2. Vodafone International Holdings BV v. Union of India

The Court reaffirmed the principle of “substance over form”, holding that legitimate tax planning is allowed but artificial structures designed only to avoid tax can be scrutinized.
👉 Applied in cross-border or group-company transfers of assets.

3. Commissioner of Income Tax v. B.M. Kharwar

The Supreme Court ruled that while a company is a separate legal entity, tax authorities can look beyond form if the transaction is a device to evade tax.
👉 Relevant where inventory is shifted within group companies to manipulate profits.

4. Anuj Jain, Interim Resolution Professional v. Axis Bank Ltd. (Jaypee Infratech case)

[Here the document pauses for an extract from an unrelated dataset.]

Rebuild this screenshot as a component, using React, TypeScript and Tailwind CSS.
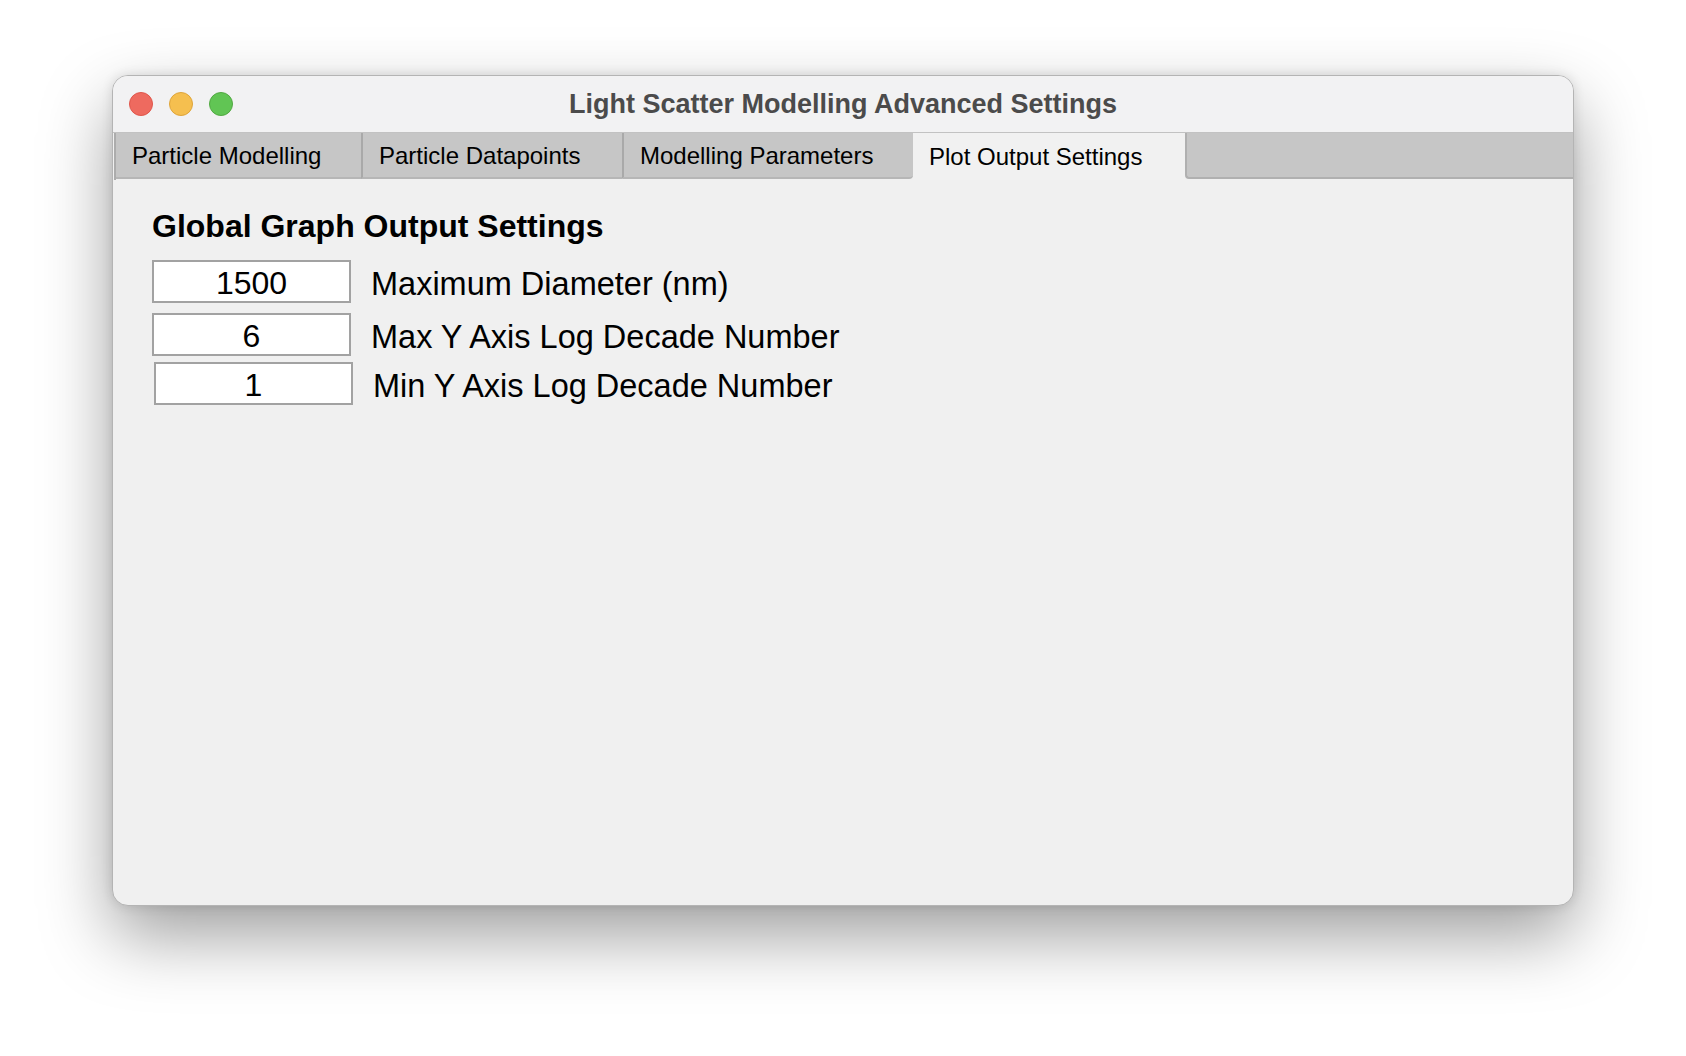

The Court held that under the Insolvency and Bankruptcy Code, preferential transactions transferring assets to related parties can be reversed if they harm creditors’ interests.
👉 Directly relevant to inventory transferred to group/sibling companies before insolvency.

5. Phoenix Arc Pvt. Ltd. v. Spade Financial Services Ltd.

The Supreme Court clarified the concept of related parties in insolvency proceedings, holding that transactions with related entities are subject to heightened scrutiny for collusion or preferential treatment.
👉 Important for inter-company inventory movements within a corporate group.

6. ArcelorMittal India Pvt. Ltd. v. Satish Kumar Gupta

The Court emphasized strict scrutiny of connected party transactions in insolvency resolution, ensuring that group control does not defeat the rights of creditors.
👉 Supports invalidation of manipulative asset transfers.

7. Dena Bank v. Bhikhabhai Prabhudas Parekh & Co.

The Supreme Court held that transfers intended to defeat creditors can be declared fraudulent and set aside.
👉 Relevant where inventory is moved to another company to escape debt recovery.

5. Practical Legal Principles Derived

From the above rulings, courts generally apply these principles:

  • Group companies are not automatically protected from scrutiny
  • Related-party transfers must be at arm’s length
  • Intent to defeat creditors or tax authorities invalidates transactions
  • Corporate veil may be lifted in case of fraud or sham transactions
  • Timing of transfer (especially pre-insolvency) is critical evidence

6. Conclusion

Transfer of inventory to a sibling company is legally valid only when it is commercially genuine, properly valued, and transparently recorded. However, Indian courts consistently treat such transactions with caution, especially when they occur within group structures and impact creditors or tax liabilities. Judicial precedent strongly supports substance over form and protection against abuse of corporate structure.